Брат моего отца, Сергей Александрович, женился на Любови Николаевне, урожденной Мартьяновой (дворянке по происхождению). У этой очаровательной молодой дамы был очень красивый голос, меццо-сопрано (позже она сделалась солисткой Большого театра в Москве). Ее брат, Александр Николаевич, адвокат, считал себя эсером левого направления, увлекался поэзией Уитмена и Верхарна. Он был пламенный спорщик и предрекал скорую революционную грозу, «которая убьет нас — и за дело». Заведующий книжной лавкой, Евгений Иванович Панов, был талантливым артистом-самоучкой и режиссером краснохолмских спектаклей. Позже, после Октябрьской революции, в пору арестов и расстрелов купцов и заложников, он, при всей своей «революционности», не мог выдержать напор истории, забрался на колокольню Краснохолмского собора и бросился с нее. Один из молодых купеческих сынов, М. В. Бородавкин, решил порвать со своей средой, женился на простой женщине, был проклят своей матерью (Галунихой) и поступил в Московскую консерваторию; учился у Додонова; тенор был красив, особенно в «Вертере» («О, не буди меня дыханием весны») и в арии Надира («В сиянии ночи лунной»), но слабоват. Галуниха умерла, и артист вернулся домой, участвуя в концертах под громкими афишами. И были бесконечные учительницы — городские и из соседних деревень: Бортницы, Дымкина, Лаптева и т. п.

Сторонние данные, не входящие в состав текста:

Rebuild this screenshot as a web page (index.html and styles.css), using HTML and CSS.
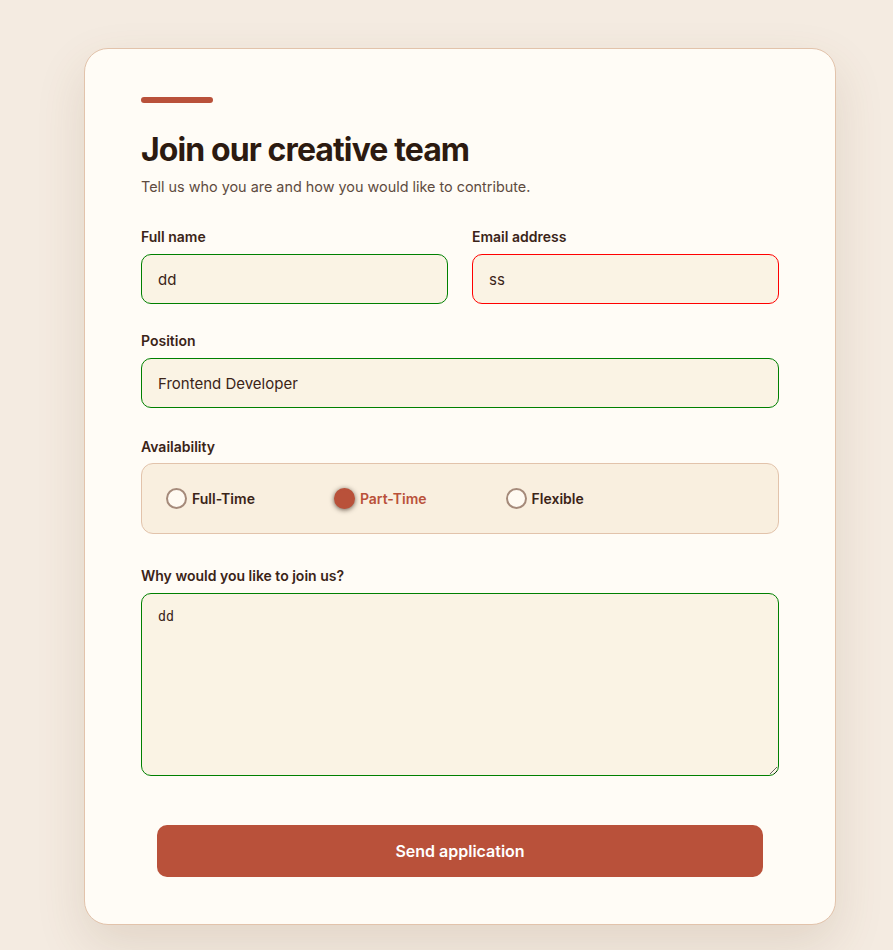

В. И. Семенович и мой отец были долгое время большими друзьями, потом между ними пробежала какая-то кошка, и они перестали ходить друг к другу в гости, а встречались лишь на вечерах или заседаниях (впрочем, ссоры в явной форме не было). Жена доктора Вера Константиновна нам всем казалась необычайно умной особой, она отлично владела даром слова и живой иронией. У них было много детей, моих сверстников; родители — в полную противоположность нашим — никакого внимания на детей не обращали, дети ходили оборванцами, часть их умерла, оставшиеся в живых стали очень дельными, славными людьми. Сейчас Вера Константиновна, 85 лет, живет в Геленджике, окруженная внуками и правнуками; она сохранила ясную, прямо протокольную память.

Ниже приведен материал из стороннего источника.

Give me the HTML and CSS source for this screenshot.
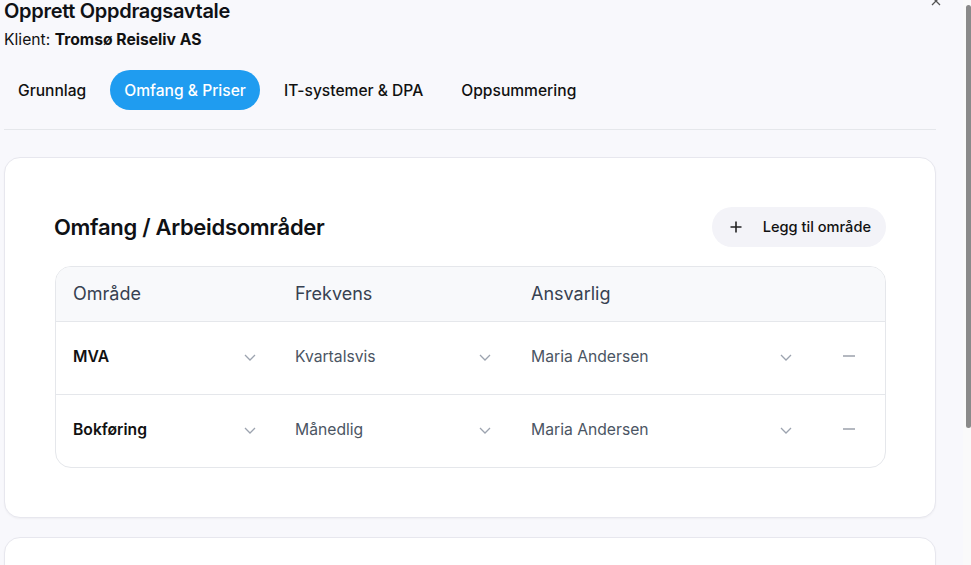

Замечательны были краснохолмские сады. У всех жителей были тщательно отгороженные палисадники с цветником, а сзади дома — огороды. У более богатых сады были полны душистых цветов — левкоев, гвоздики, резеды, астр, а некоторые вели соревнования в выписке и культивировании роз. Яблоневые деревья приносили обильные плоды (антоновка, боровинка, белый налив, полумирон, княжеский стол, апорт). Особенно же приятны были летние сорта — грушевка и коробовка. Вишни и груши, напротив, росли неважно. Ягоды и овощи выращивали почти все. Тогда росла обычно душистая и деликатная клубника, и только позже ее стала вытеснять пузатая кисловатая «Виктория», желто-красная и обильная.
Улицы, покрытые булыжником, создавали стук проезжавших колес, слышимый на соседних улицах; немощеные же улицы покрывались летом глубокой пылью, осенью — грязью, и все надевали сапоги с голенищами. Тротуары были из досок — довольно симпатичные мостки, по которым щеголяли каблучки наших молодых женщин (тогда уже появилась мода на французские каблуки). Платья носили с высокими талиями и длинными юбками.

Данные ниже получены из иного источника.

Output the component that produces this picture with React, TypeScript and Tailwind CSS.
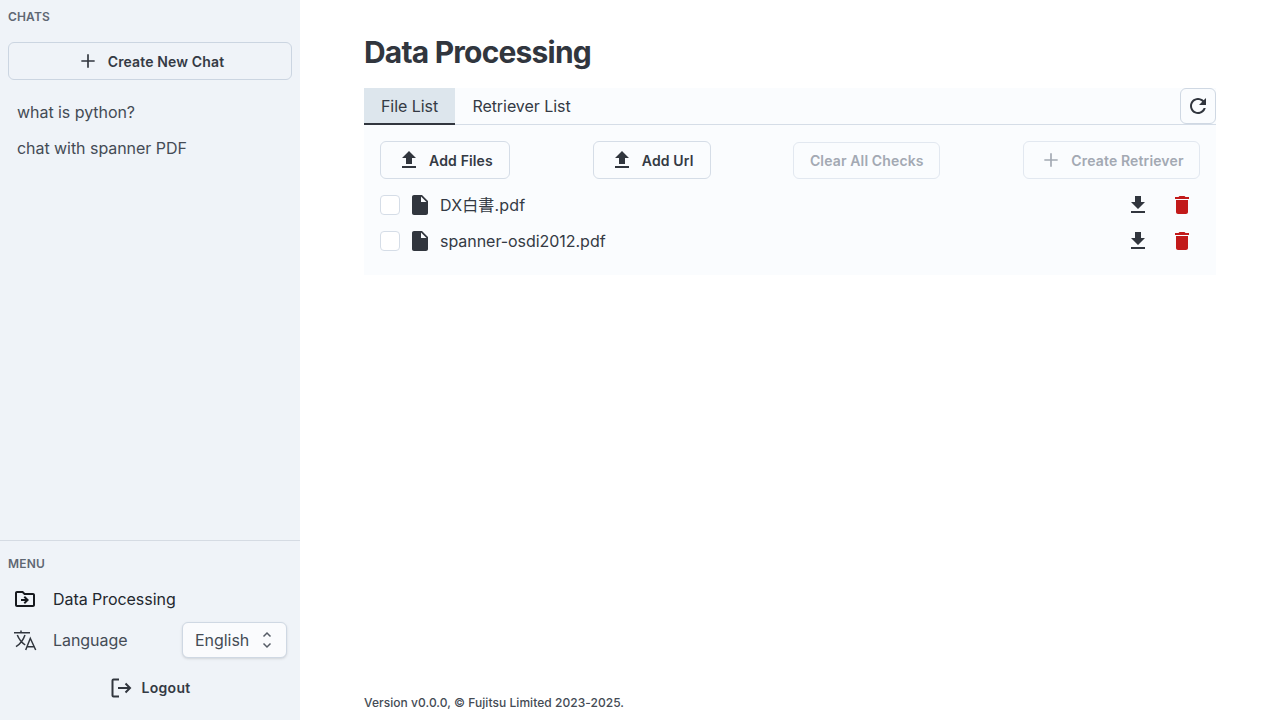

По вечерам в летние дни катались на лодках по реке Неледине. Эта красивая речка в зеленых берегах и со спокойной зеркальной гладью тогда была многоводна (у деревни Бортницы на мельнице стояла плотина), а теперь это грязный мутный ручей, орошающий облезлые берега (плотины давно нет, деревья по берегам давно все вырублены или сломаны). Теперь в городе, кстати, не осталось садов; нет почему-то не только яблонь, но и лип. Городской сад с тенистыми аллеями на берегу Неледины тоже давно снесен, на этом месте — пустырь и крапива (вообще крапива охотно вырастала у нас повсюду и раньше, но ее тогда уничтожали). Впрочем, появилось много нового и полезного: расширилась больница, открыты общественные столовые, клубы, новые школы, мастерские, типография (в нашем бывшем доме), издающая газету. Словом, жизнь продолжается в новом, современном направлении — и да здравствует она!
Вся прелесть прошлого в том, что оно прошло.
Гимназия. Кавказ. Война
В Красном Холме не было мужского среднего учебного заведения, и меня определили в соседний Бежецк, в реальное училище.
Бежецк был город побольше Красного Холма, но того же типа. На каждом перекрестке улиц стояли церкви. По реке шли сплавы леса и небольшие пароходики. Были какие-то промысловые заводы, была оживленная железнодорожная станция с большим депо и мастерскими, с клубом для рабочих и служащих.